> **DATA**
◇ ◇ ◇ ◇
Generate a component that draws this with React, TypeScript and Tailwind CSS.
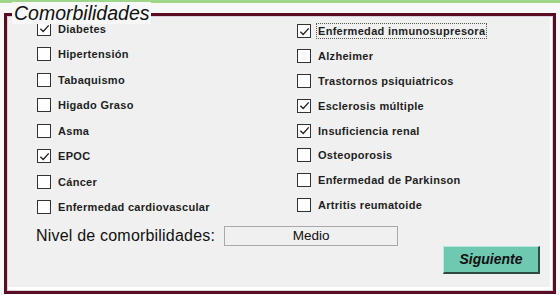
import { useState } from "react";

const left = [
  { label: "Diabetes", checked: true },
  { label: "Hipertensión", checked: false },
  { label: "Tabaquismo", checked: false },
  { label: "Higado Graso", checked: false },
  { label: "Asma", checked: false },
  { label: "EPOC", checked: true },
  { label: "Cáncer", checked: false },
  { label: "Enfermedad cardiovascular", checked: false },
];

const right = [
  { label: "Enfermedad inmunosupresora", checked: true, focus: true },
  { label: "Alzheimer", checked: false },
  { label: "Trastornos psiquiatricos", checked: false },
  { label: "Esclerosis múltiple", checked: true },
  { label: "Insuficiencia renal", checked: true },
  { label: "Osteoporosis", checked: false },
  { label: "Enfermedad de Parkinson", checked: false },
  { label: "Artritis reumatoide", checked: false },
];

function Check({
  label,
  checked,
  focus,
  rowClass,
}: {
  label: string;
  checked: boolean;
  focus?: boolean;
  rowClass: string;
}) {
  const [on, setOn] = useState(checked);
  return (
    <button
      onClick={() => setOn(!on)}
      className={`flex items-center gap-[6px] text-left ${rowClass}`}
    >
      <span className="w-[14px] h-[14px] shrink-0 border border-[#333] bg-white flex items-center justify-center">
        {on && (
          <svg viewBox="0 0 12 12" className="w-[11px] h-[11px]">
            <path
              d="M1.5 6.2 L4.6 9.2 L10.6 2.6"
              fill="none"
              stroke="#222"
              strokeWidth="1.5"
            />
          </svg>
        )}
      </span>
      <span
        className={`text-[11px] font-bold text-[#1e1e1e] tracking-[0.3px] leading-[14px] px-[1px] ${
          focus ? "outline outline-1 outline-dotted outline-[#555]" : ""
        }`}
      >
        {label}
      </span>
    </button>
  );
}

export default function App() {
  return (
    <div
      className="w-[560px] h-[295px] bg-[#f8f8f8] relative overflow-hidden"
      style={{ fontFamily: '"Liberation Sans", Arial, sans-serif' }}
    >
      {/* top accent line */}
      <div className="h-[3px] bg-[#9ed68a]" />

      {/* group box */}
      <div className="mt-[10px] ml-[4px] w-[552px] h-[281px] border-[3px] border-[#5a0d22] bg-[#f0f0f0] shadow-[inset_0_0_0_1px_#d9d0dc,inset_-2px_-3px_0_1px_#ffffff]">
        <div className="grid grid-cols-[260px_1fr] pl-[30px]">
          <div className="flex flex-col">
            {left.map((it) => (
              <Check key={it.label} {...it} rowClass="h-[25.5px]" />
            ))}
          </div>
          <div className="flex flex-col pt-[3px]">
            {right.map((it) => (
              <Check key={it.label} {...it} rowClass="h-[24.8px]" />
            ))}
          </div>
        </div>

        <div className="flex items-center h-[20px] gap-[9px] pl-[29px] mt-[6px]">
          <span className="text-[16px] text-[#111] tracking-[0.2px]">
            Nivel de comorbilidades:
          </span>
          <div className="w-[174px] h-[20px] border border-[#a9a9a9] bg-[#f0f0f0] flex items-center justify-center text-[13.5px] text-[#111]">
            Medio
          </div>
        </div>

        <div className="flex justify-end pr-[13px]">
          <button className="w-[97px] h-[28px] bg-[#6fc8b0] border-t border-l border-[#b8e6d8] border-r-2 border-b-2 border-r-[#2e4a42] border-b-[#2e4a42] text-[14px] font-bold italic text-[#111]">
            Siguiente
          </button>
        </div>
      </div>

      {/* legend title over the frame */}
      <div className="absolute left-[12px] top-[2px] px-[2px] bg-[#f8f8f8] text-[19.5px] italic text-[#111] leading-[22px]">
        Comorbilidades
      </div>
    </div>
  );
}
◇ ◇ ◇ ◇
> **PROBLEM DETAILS**
Quote the material word for word, dropping any images it holds.

> **EXPECTED OUTPUT**
Generate a component that draws this with React, TypeScript and Tailwind CSS.
import { useState } from "react";

const left = [
  { label: "Diabetes", checked: true },
  { label: "Hipertensión", checked: false },
  { label: "Tabaquismo", checked: false },
  { label: "Higado Graso", checked: false },
  { label: "Asma", checked: false },
  { label: "EPOC", checked: true },
  { label: "Cáncer", checked: false },
  { label: "Enfermedad cardiovascular", checked: false },
];

const right = [
  { label: "Enfermedad inmunosupresora", checked: true, focus: true },
  { label: "Alzheimer", checked: false },
  { label: "Trastornos psiquiatricos", checked: false },
  { label: "Esclerosis múltiple", checked: true },
  { label: "Insuficiencia renal", checked: true },
  { label: "Osteoporosis", checked: false },
  { label: "Enfermedad de Parkinson", checked: false },
  { label: "Artritis reumatoide", checked: false },
];

function Check({
  label,
  checked,
  focus,
  rowClass,
}: {
  label: string;
  checked: boolean;
  focus?: boolean;
  rowClass: string;
}) {
  const [on, setOn] = useState(checked);
  return (
    <button
      onClick={() => setOn(!on)}
      className={`flex items-center gap-[6px] text-left ${rowClass}`}
    >
      <span className="w-[14px] h-[14px] shrink-0 border border-[#333] bg-white flex items-center justify-center">
        {on && (
          <svg viewBox="0 0 12 12" className="w-[11px] h-[11px]">
            <path
              d="M1.5 6.2 L4.6 9.2 L10.6 2.6"
              fill="none"
              stroke="#222"
              strokeWidth="1.5"
            />
          </svg>
        )}
      </span>
      <span
        className={`text-[11px] font-bold text-[#1e1e1e] tracking-[0.3px] leading-[14px] px-[1px] ${
          focus ? "outline outline-1 outline-dotted outline-[#555]" : ""
        }`}
      >
        {label}
      </span>
    </button>
  );
}

export default function App() {
  return (
    <div
      className="w-[560px] h-[295px] bg-[#f8f8f8] relative overflow-hidden"
      style={{ fontFamily: '"Liberation Sans", Arial, sans-serif' }}
    >
      {/* top accent line */}
      <div className="h-[3px] bg-[#9ed68a]" />

      {/* group box */}
      <div className="mt-[10px] ml-[4px] w-[552px] h-[281px] border-[3px] border-[#5a0d22] bg-[#f0f0f0] shadow-[inset_0_0_0_1px_#d9d0dc,inset_-2px_-3px_0_1px_#ffffff]">
        <div className="grid grid-cols-[260px_1fr] pl-[30px]">
          <div className="flex flex-col">
            {left.map((it) => (
              <Check key={it.label} {...it} rowClass="h-[25.5px]" />
            ))}
          </div>
          <div className="flex flex-col pt-[3px]">
            {right.map((it) => (
              <Check key={it.label} {...it} rowClass="h-[24.8px]" />
            ))}
          </div>
        </div>

        <div className="flex items-center h-[20px] gap-[9px] pl-[29px] mt-[6px]">
          <span className="text-[16px] text-[#111] tracking-[0.2px]">
            Nivel de comorbilidades:
          </span>
          <div className="w-[174px] h-[20px] border border-[#a9a9a9] bg-[#f0f0f0] flex items-center justify-center text-[13.5px] text-[#111]">
            Medio
          </div>
        </div>

        <div className="flex justify-end pr-[13px]">
          <button className="w-[97px] h-[28px] bg-[#6fc8b0] border-t border-l border-[#b8e6d8] border-r-2 border-b-2 border-r-[#2e4a42] border-b-[#2e4a42] text-[14px] font-bold italic text-[#111]">
            Siguiente
          </button>
        </div>
      </div>

      {/* legend title over the frame */}
      <div className="absolute left-[12px] top-[2px] px-[2px] bg-[#f8f8f8] text-[19.5px] italic text-[#111] leading-[22px]">
        Comorbilidades
      </div>
    </div>
  );
}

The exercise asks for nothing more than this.